### Exercise objective
Write out every line of the material as it stands, apart from the pictures.
═════ Data provided ═════
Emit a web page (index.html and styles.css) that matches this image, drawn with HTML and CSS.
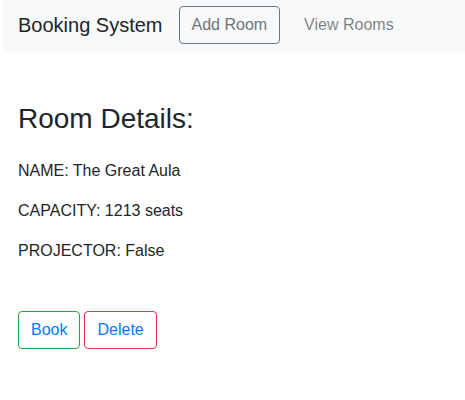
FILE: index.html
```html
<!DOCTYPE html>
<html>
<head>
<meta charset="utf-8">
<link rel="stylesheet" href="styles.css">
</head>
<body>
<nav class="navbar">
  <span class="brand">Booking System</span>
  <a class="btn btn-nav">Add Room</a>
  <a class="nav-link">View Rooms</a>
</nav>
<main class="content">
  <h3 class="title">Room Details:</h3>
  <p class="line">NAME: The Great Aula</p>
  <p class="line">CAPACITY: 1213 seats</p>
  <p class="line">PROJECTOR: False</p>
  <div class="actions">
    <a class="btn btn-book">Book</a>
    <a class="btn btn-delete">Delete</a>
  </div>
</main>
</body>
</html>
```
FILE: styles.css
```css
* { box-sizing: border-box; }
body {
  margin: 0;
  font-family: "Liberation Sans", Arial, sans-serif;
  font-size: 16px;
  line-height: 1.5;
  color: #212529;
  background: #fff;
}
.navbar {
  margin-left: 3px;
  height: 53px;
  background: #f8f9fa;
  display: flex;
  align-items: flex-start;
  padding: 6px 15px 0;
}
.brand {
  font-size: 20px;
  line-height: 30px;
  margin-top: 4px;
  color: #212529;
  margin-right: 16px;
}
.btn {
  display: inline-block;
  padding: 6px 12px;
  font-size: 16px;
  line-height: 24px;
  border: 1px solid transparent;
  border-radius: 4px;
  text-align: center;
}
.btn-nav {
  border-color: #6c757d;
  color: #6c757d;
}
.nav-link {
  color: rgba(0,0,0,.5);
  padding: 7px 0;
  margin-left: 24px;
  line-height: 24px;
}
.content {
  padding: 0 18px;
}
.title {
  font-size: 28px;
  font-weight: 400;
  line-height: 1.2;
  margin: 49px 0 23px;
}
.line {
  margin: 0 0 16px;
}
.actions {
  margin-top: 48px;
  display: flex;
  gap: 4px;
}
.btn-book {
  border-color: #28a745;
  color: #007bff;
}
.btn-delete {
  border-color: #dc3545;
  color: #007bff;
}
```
═════
### Answer to this problem
Emit a web page (index.html and styles.css) that matches this image, drawn with HTML and CSS.
FILE: index.html
```html
<!DOCTYPE html>
<html>
<head>
<meta charset="utf-8">
<link rel="stylesheet" href="styles.css">
</head>
<body>
<nav class="navbar">
  <span class="brand">Booking System</span>
  <a class="btn btn-nav">Add Room</a>
  <a class="nav-link">View Rooms</a>
</nav>
<main class="content">
  <h3 class="title">Room Details:</h3>
  <p class="line">NAME: The Great Aula</p>
  <p class="line">CAPACITY: 1213 seats</p>
  <p class="line">PROJECTOR: False</p>
  <div class="actions">
    <a class="btn btn-book">Book</a>
    <a class="btn btn-delete">Delete</a>
  </div>
</main>
</body>
</html>
```
FILE: styles.css
```css
* { box-sizing: border-box; }
body {
  margin: 0;
  font-family: "Liberation Sans", Arial, sans-serif;
  font-size: 16px;
  line-height: 1.5;
  color: #212529;
  background: #fff;
}
.navbar {
  margin-left: 3px;
  height: 53px;
  background: #f8f9fa;
  display: flex;
  align-items: flex-start;
  padding: 6px 15px 0;
}
.brand {
  font-size: 20px;
  line-height: 30px;
  margin-top: 4px;
  color: #212529;
  margin-right: 16px;
}
.btn {
  display: inline-block;
  padding: 6px 12px;
  font-size: 16px;
  line-height: 24px;
  border: 1px solid transparent;
  border-radius: 4px;
  text-align: center;
}
.btn-nav {
  border-color: #6c757d;
  color: #6c757d;
}
.nav-link {
  color: rgba(0,0,0,.5);
  padding: 7px 0;
  margin-left: 24px;
  line-height: 24px;
}
.content {
  padding: 0 18px;
}
.title {
  font-size: 28px;
  font-weight: 400;
  line-height: 1.2;
  margin: 49px 0 23px;
}
.line {
  margin: 0 0 16px;
}
.actions {
  margin-top: 48px;
  display: flex;
  gap: 4px;
}
.btn-book {
  border-color: #28a745;
  color: #007bff;
}
.btn-delete {
  border-color: #dc3545;
  color: #007bff;
}
```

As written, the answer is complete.